On propose dans cette troisième étape, un deuxième corpus de six phrases, non pas fondé sur un usage courant du langage comme en début de séance mais construit à partir d’exemples pris dans les introductions de copies au moment délicat de l’annonce du plan. Comme le précisent les documents officiels d’accompagnement, « il est souhaitable de partir d’une identification des besoins des élèves, en considération de ce qui a été acquis de manière plus ou moins solide au cours des années de collège ». Tous les exemples ne sont pas fautifs, ceux qui le sont comportent des erreurs de ponctuation, de mot de liaison et ne respectent pas les contraintes syntaxiques de l’argumentation directe et indirecte. On engage l’élève dans un processus de relecture, de vérification de sa syntaxe à partir des principes qu’il a lui-même observés et établis au cours des deux premières étapes de cette séance.

Extrait du mur proposé par l’enseignant : en bleu, la consigne de relecture, en violet un corpus de six exemples proches des constructions erronées trouvées dans des copies, en vert, une invitation à justifier les erreurs observées.

Cette étape d’(auto-)correction s’enrichira en cours d’années d’autres exemples afin de permettre l’automatisation des procédures notamment à l’écrit.

Extrait d’un mur d’élèves, après correction des interrogations.

4ème étape - Réinvestir ses connaissances pour se préparer à l’épreuve de grammaire des EAF.

C’est ici que l’on aborde plus spécifiquement la préparation à l’oral des EAF, lorsque le candidat doit « répondre à la question de grammaire posée par l’examinateur ».

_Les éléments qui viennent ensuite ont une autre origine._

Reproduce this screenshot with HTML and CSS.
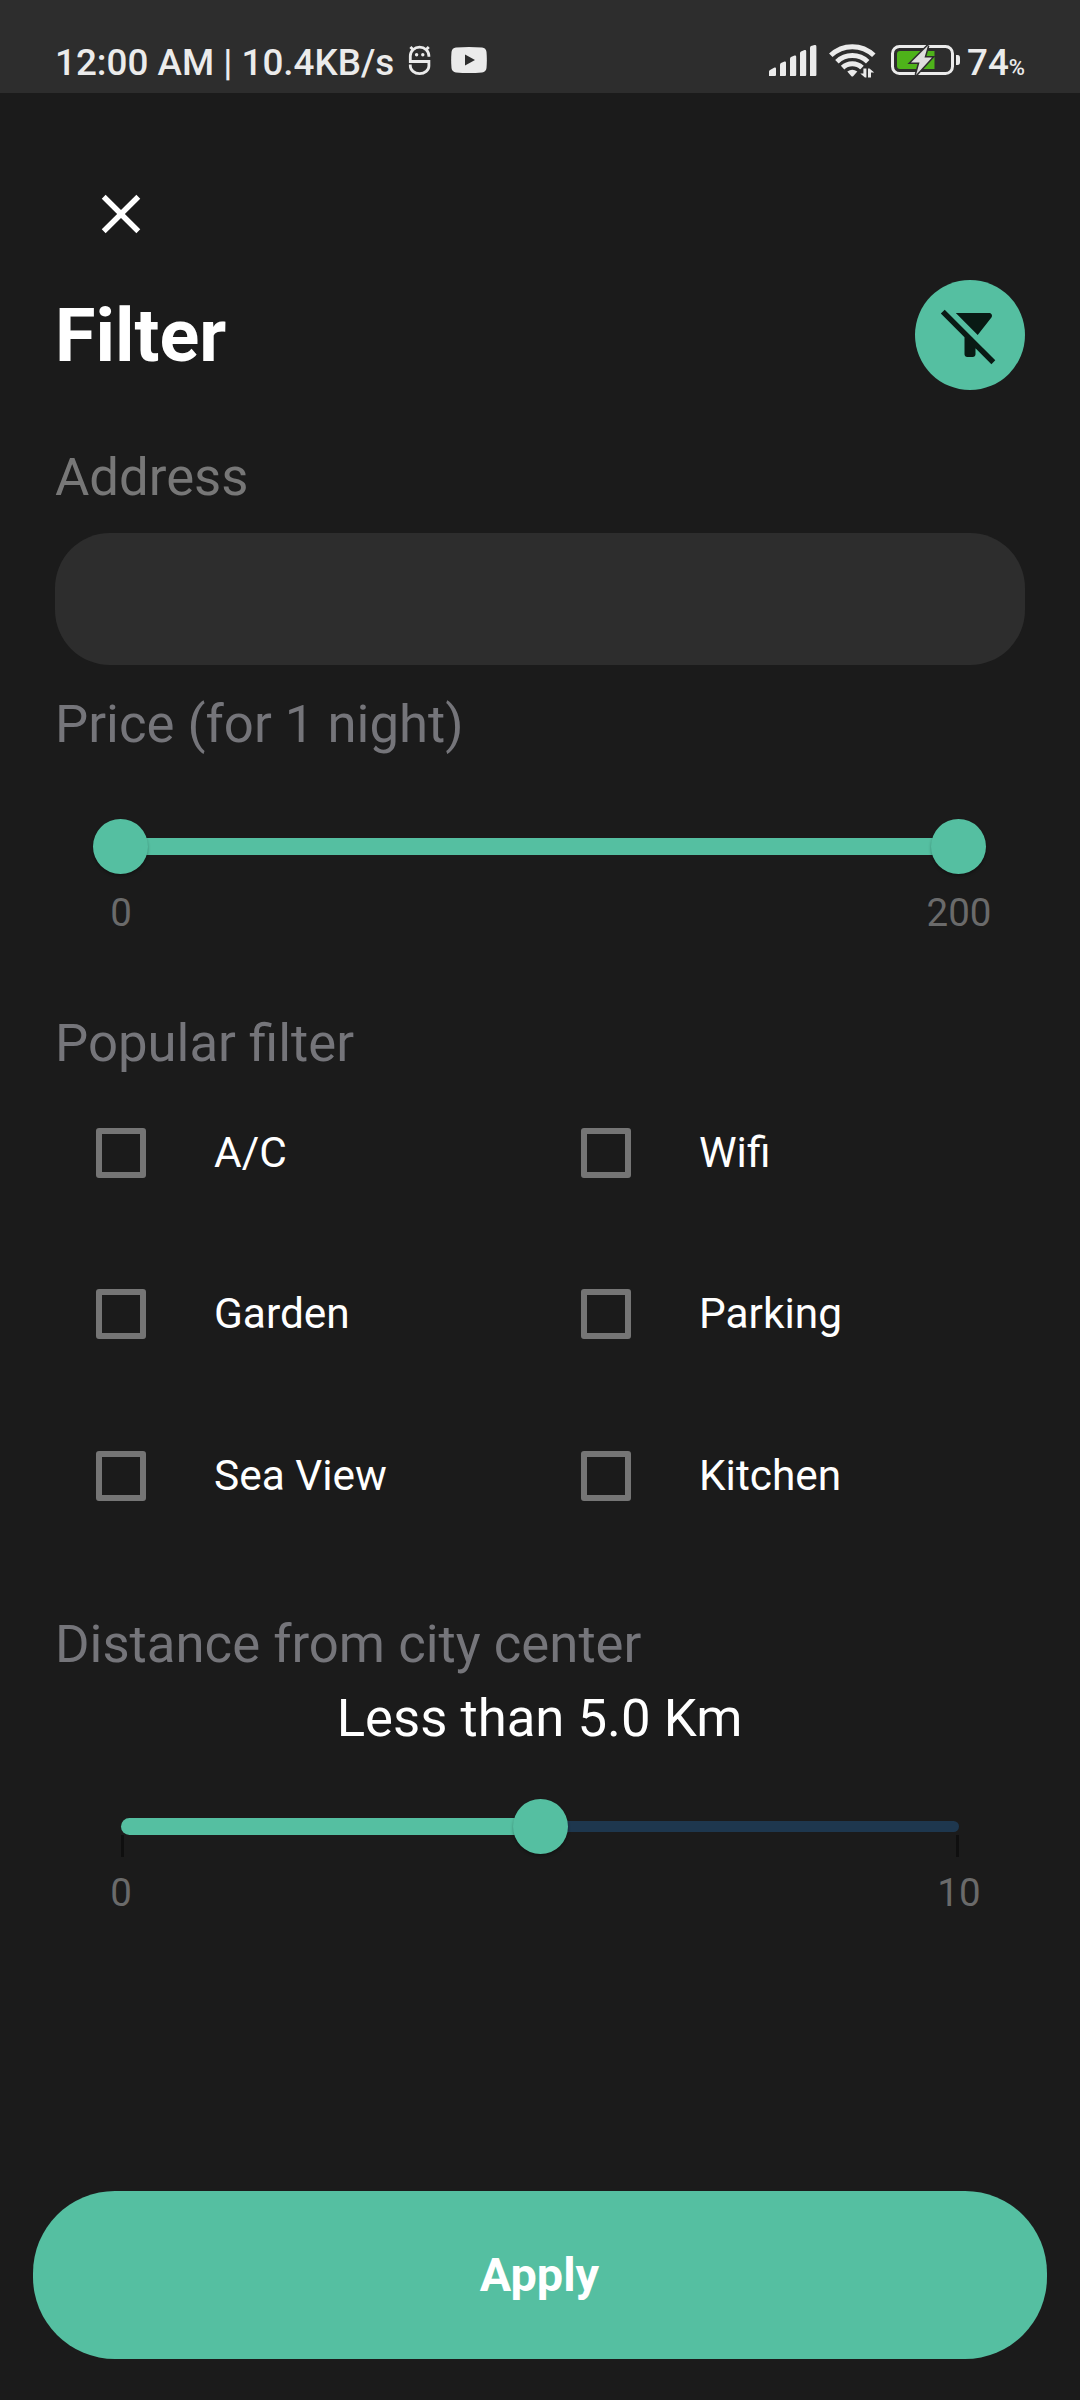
FILE: index.html
```html
<!DOCTYPE html>
<html lang="en">
<head>
<meta charset="utf-8">
<title>Filter</title>
<link rel="stylesheet" href="styles.css">
</head>
<body>
<div class="screen">
  <header class="status">
    <span class="status-text">12:00 AM | 10.4KB/s</span>
    <svg class="bug" width="24" height="32" viewBox="0 0 24 32" fill="none" stroke="#ebebeb" stroke-width="2.8">
      <path d="M20.900 12.800V12a9.300 8.800 0 0 0-18.600 0v5.500h18.600v4.500a9.300 7.600 0 0 1-18.600 0V20.500"/>
      <path d="M5 5.500L2.400 2.900M18.200 5.500L20.800 2.900"/>
      <circle cx="8.600" cy="10.800" r="1.700" fill="#ebebeb" stroke="none"/>
      <circle cx="14.800" cy="10.800" r="1.700" fill="#ebebeb" stroke="none"/>
    </svg>
    <svg class="video" width="36" height="26" viewBox="0 0 36 26">
      <path fill="#ebebeb" d="M5 .6Q18-.5 31 .6Q35 1 35.500 5Q36.200 13 35.500 21Q35 25 31 25.400Q18 26.500 5 25.400Q1 25 .5 21Q-.2 13 .5 5Q1 1 5 .6z"/>
      <path fill="#2d2d2d" d="M14 7.600L24 13L14 18.400z"/>
    </svg>
    <svg class="signal" width="48" height="31" viewBox="0 0 48 31" fill="#ebebeb">
      <path d="M0 31V26.500Q0 25.500 1 25L5.500 22.500Q7 22 7 23.500V30Q7 31 6 31z"/>
      <path d="M11 31V19.500Q11 18.500 12 18L15.500 16.600Q17 16.200 17 17.700V30Q17 31 16 31z"/>
      <path d="M21 31V13.500Q21 12.500 22 12L25.500 10.600Q27.200 10.200 27.200 11.700V30Q27.200 31 26.200 31z"/>
      <path d="M31 31V8Q31 7 32 6.500L35.500 5.100Q37.200 4.700 37.200 6.200V30Q37.200 31 36.200 31z"/>
      <path d="M41 31V2.600Q41 1.600 42 1.100L45.500 .1Q47.400-.2 47.400 1.500V30Q47.400 31 46.400 31z"/>
    </svg>
    <svg class="wifi" width="47" height="36" viewBox="0 0 47 36">
      <g fill="none" stroke="#ebebeb" stroke-width="5">
        <path d="M1.800 12.300A31 31 0 0 1 44.800 12.300"/>
        <path d="M7.900 18.700A22.300 22.300 0 0 1 38.700 18.700"/>
        <path d="M13.600 24.600A14 14 0 0 1 33 24.600"/>
      </g>
      <path fill="#ebebeb" d="M18.300 28.600Q23.300 24.800 28.300 28.600L24.400 33Q23.300 34 22.200 33z"/>
      <g fill="none" stroke="#2d2d2d" stroke-width="9"><path d="M36 26V36M41 26V36"/></g>
      <path fill="#ebebeb" d="M34.400 25.500h3V34.500h-1.500L31.300 30.500h3.100zM39 34.500V25.500h1.500L45.200 29.500H42v5z"/>
    </svg>
    <svg class="battery" width="70" height="32" viewBox="0 0 70 32">
      <rect x="1.500" y="2.500" width="60" height="27" rx="7" fill="none" stroke="#ebebeb" stroke-width="3"/>
      <path fill="#ebebeb" d="M65 11h1.500Q69 11 69 14v4Q69 21 66.500 21H65z"/>
      <path fill="#4eb31a" d="M9 7H43.500V25H9Q6 25 6 22V10Q6 7 9 7z"/>
      <path fill="#dedede" stroke="#2d2d2d" stroke-width="3" paint-order="stroke" d="M37 1.500L20 18.500H28.500L25 31L41 13.500H33.500z"/>
    </svg>
    <span class="percent">74<small>%</small></span>
  </header>

  <main class="content">
    <button class="close" aria-label="Close">
      <svg width="66" height="66" viewBox="0 0 24 24" fill="#fff"><path d="M19 6.410L17.590 5 12 10.590 6.410 5 5 6.410 10.590 12 5 17.590 6.410 19 12 13.410 17.590 19 19 17.590 13.410 12z"/></svg>
    </button>
    <div class="title-row">
      <h1 class="title">Filter</h1>
      <button class="clear" aria-label="Clear filters">
        <svg width="66" height="66" viewBox="0 0 24 24" fill="#091a14"><path d="M19.790 5.610C20.300 4.950 19.830 4 19 4H6.830l7.970 7.970 4.990-6.360zM2.810 2.810L1.390 4.220 10 12.830V19c0 .55.45 1 1 1h2c.55 0 1-.45 1-1v-2.170l5.780 5.780 1.410-1.410L2.810 2.810z"/></svg>
      </button>
    </div>

    <h2 class="label address">Address</h2>
    <div class="field"></div>

    <h2 class="label price">Price (for 1 night)</h2>
    <div class="slider">
      <span class="thumb"></span><span class="track"></span><span class="thumb"></span>
    </div>
    <div class="scale"><span>0</span><span>200</span></div>

    <h2 class="label popular">Popular filter</h2>
    <div class="options">
      <label class="option"><span class="box"></span>A/C</label>
      <label class="option"><span class="box"></span>Wifi</label>
      <label class="option"><span class="box"></span>Garden</label>
      <label class="option"><span class="box"></span>Parking</label>
      <label class="option"><span class="box"></span>Sea View</label>
      <label class="option"><span class="box"></span>Kitchen</label>
    </div>

    <h2 class="label distance">Distance from city center</h2>
    <p class="value">Less than 5.0 Km</p>
    <div class="slider single">
      <span class="track start"></span><span class="thumb"></span><span class="track rest"></span>
      <span class="tick first"></span><span class="tick last"></span>
    </div>
    <div class="scale"><span>0</span><span>10</span></div>
  </main>

  <button class="apply">Apply</button>
</div>
</body>
</html>
```
FILE: styles.css
```css
* { box-sizing: border-box; margin: 0; padding: 0; }

body {
  background: #1b1b1b;
  color: #fff;
  font-family: Roboto, sans-serif;
}

button { border: 0; background: none; color: inherit; font: inherit; }
svg { display: block; flex: none; }

.screen {
  display: flex;
  flex-direction: column;
  width: 1080px;
  height: 2400px;
  overflow: hidden;
}

/* Status bar */
.status {
  display: flex;
  align-items: flex-start;
  height: 93px;
  padding: 0 55px;
  background: #2d2d2d;
  color: #ebebeb;
  font-weight: 500;
  font-size: 36.8px;
  line-height: 44px;
  white-space: nowrap;
}
.status-text { width: 353px; padding-top: 41px; }
.bug { margin-top: 44px; }
.video { margin: 47px 0 0 19px; }
.signal { margin: 45px 0 0 auto; }
.wifi { margin: 43px 0 0 12px; }
.battery { margin: 44px 0 0 15px; }
.percent { width: 58px; margin-left: 6px; padding-top: 41px; }
.percent small { font-size: 22px; }

/* Filter form */
.content { flex: 1; padding: 88px 55px 0; }

.close { display: block; margin-left: 33px; }

.title-row {
  display: flex;
  align-items: center;
  justify-content: space-between;
  height: 110px;
  margin-top: 33px;
}
.title { padding-top: 1px; font-size: 73.7px; line-height: 88px; font-weight: 700; }
.clear {
  display: grid;
  place-items: center;
  width: 110px;
  height: 110px;
  border-radius: 50%;
  background: #55bfa1;
}

.label {
  color: #75757a;
  font-size: 52.7px;
  line-height: 60px;
  font-weight: 400;
}
.address { margin-top: 57px; color: #777; }
.price { margin-top: 29px; }
.popular { margin-top: 78px; }
.distance { margin-top: 57px; }

.field {
  height: 132px;
  margin-top: 26px;
  border-radius: 55px;
  background: #2d2d2d;
}

/* Sliders */
.slider {
  position: relative;
  display: flex;
  align-items: center;
  height: 55px;
  margin: 65px 39px 0 38px;
}
.thumb {
  z-index: 1;
  flex: none;
  width: 55px;
  height: 55px;
  border-radius: 50%;
  background: #55bfa1;
  box-shadow: 0 2px 3px rgba(0, 0, 0, .3);
}
.track { flex: 1; height: 17px; margin: 0 -6px; background: #55bfa1; }

.single { margin: 51px 66px 0; }
.start { margin-left: 0; border-radius: 8.5px 0 0 8.5px; }
.rest { height: 11px; margin-right: 0; border-radius: 0 5.5px 5.5px 0; background: #1e374e; }
.tick { position: absolute; top: 36px; width: 3px; height: 22px; background: #0f0f0f; }
.first { left: 0; }
.last { right: 0; }

.scale {
  display: flex;
  justify-content: space-between;
  margin: 17px 16px 0;
  color: #6a6a6a;
  font-size: 38.5px;
  line-height: 44px;
}
.scale span { width: 100px; text-align: center; }

/* Amenities */
.options {
  display: grid;
  grid-template-columns: 1fr 1fr;
  grid-auto-rows: 161.5px;
  margin-top: -1px;
}
.option {
  display: flex;
  align-items: center;
  gap: 68px;
  padding-left: 41px;
  font-size: 42.4px;
  line-height: 50px;
}
.box {
  width: 50px;
  height: 50px;
  border: 6px solid #757575;
  border-radius: 3px;
}

.value { margin-top: 14px; padding-right: 1px; font-size: 52.7px; line-height: 60px; text-align: center; }

.apply {
  height: 168px;
  margin: 0 33px 41px;
  padding-right: 1px;
  border-radius: 82px;
  background: #55bfa1;
  font-size: 46.8px;
  font-weight: 700;
}
```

On sélectionne au cours des séances d’étude des interrogations que l’on demande aux élèves d’analyser selon les critères définis lors des étapes 1 et 2, afin d’évaluer leur maîtrise de la notion étudiée. On aborde également dans cette quatrième étape la dimension pragmatique de l’interrogation, puisque la citation, intégrée dans un contexte que l’élève connaît, pourra prendre en compte l’acte de langage dans son rapport avec les types de phrase. On interrogera au cours de l’année, quatre cas pouvant poser difficulté :
• La phrase interrogative qui a parfois une valeur injonctive : « pouvez-vous vous taire ? »
• La phrase interrogative qui exprime une demande d’assentiment, plutôt qu’une demande d’information : « Vous ne lui faites pas confiance, n’est-ce pas ? »
• L’expression de l’interrogative indirecte dans une proposition subordonnée où il ne s’agit pas à proprement parler d’un type de phrase interrogatif bien qu’elle rapporte un acte d’interrogation : « je ne sais qui sont ces barbares » (Montaigne).
• L’interrogation dite rhétorique qui n’attend aucune réponse. [7]

On insistera en conclusion sur la plus-value du numérique, ici le mur collaboratif, qui présente l’intérêt de pouvoir conserver la mémoire du processus de conceptualisation en même temps qu’il constitue un espace d’automatisation des apprentissages par tous les nouveaux exemples qu’il pourra intégrer au cours de l’année. Cette démarche d’enseignement par le numérique permet donc d’intégrer les préconisations des sciences cognitives pour toute démarche d’apprentissage : les étapes 1 et 2 incitent l’élève à mobiliser son attention et à s’engager activement dans la construction des notions, voire à modifier les représentations préalables qu’il pouvait avoir de la notion étudiée ; les étape 3 et 4 permettent un « retour d’information » pour vérifier régulièrement, par l’ajout de nouveaux exemples, la compréhension des notions. L’exercice régulier de réactivation, que le numérique rend possible, permettra enfin une solide consolidation mnésique dont l’élève a besoin pour parfaire sa maîtrise des notions enseignées.

Notes

[1Suzanne-G. Chartrand, Mieux enseigner la grammaire : pistes didactiques et activités pour la classe, 2016

[2La leçon de grammaire est une présentation ordonnée d’une notion ou d’un des objets d’étude identifiés par le programme, elle constitue un temps de systématisation et ou de stabilisation des connaissances. La constitution de corpus ad hoc, composés à partir d’extraits de textes étudiés, de travaux d’élèves ou d’énoncés courants, appelant de la part des élèves une observation et des opérations de tri et de classement et faisant l’objet d’activités de manipulations syntaxiques et morphologiques, doit permettre en effet de les associer à une véritable réflexion sur la langue. Pour plus d’informations, se référer au document publié sur Eduscol.

[3Extrait des programmes de français en seconde générale et technologique et en première des voies générale et technologique définis par arrêté du 17-1-2019 publié au BO spécial n° 1 du 22 janvier 2019.

[4Les notions de piliers d’apprentissage sont développées par Stanislas Dehaene dans la troisième partie de son ouvrage Apprendre !, 2018.

[5Suzanne-G. Chartrand, Mieux enseigner la grammaire : pistes didactiques et activités pour la classe. Pages 73 et 74, 2016

[6Ibid.

[7On emprunte en partie cette classification et ces exemples à l’ouvrage de Jean-Christophe Pellat Quelle grammaire enseigner ? 2009.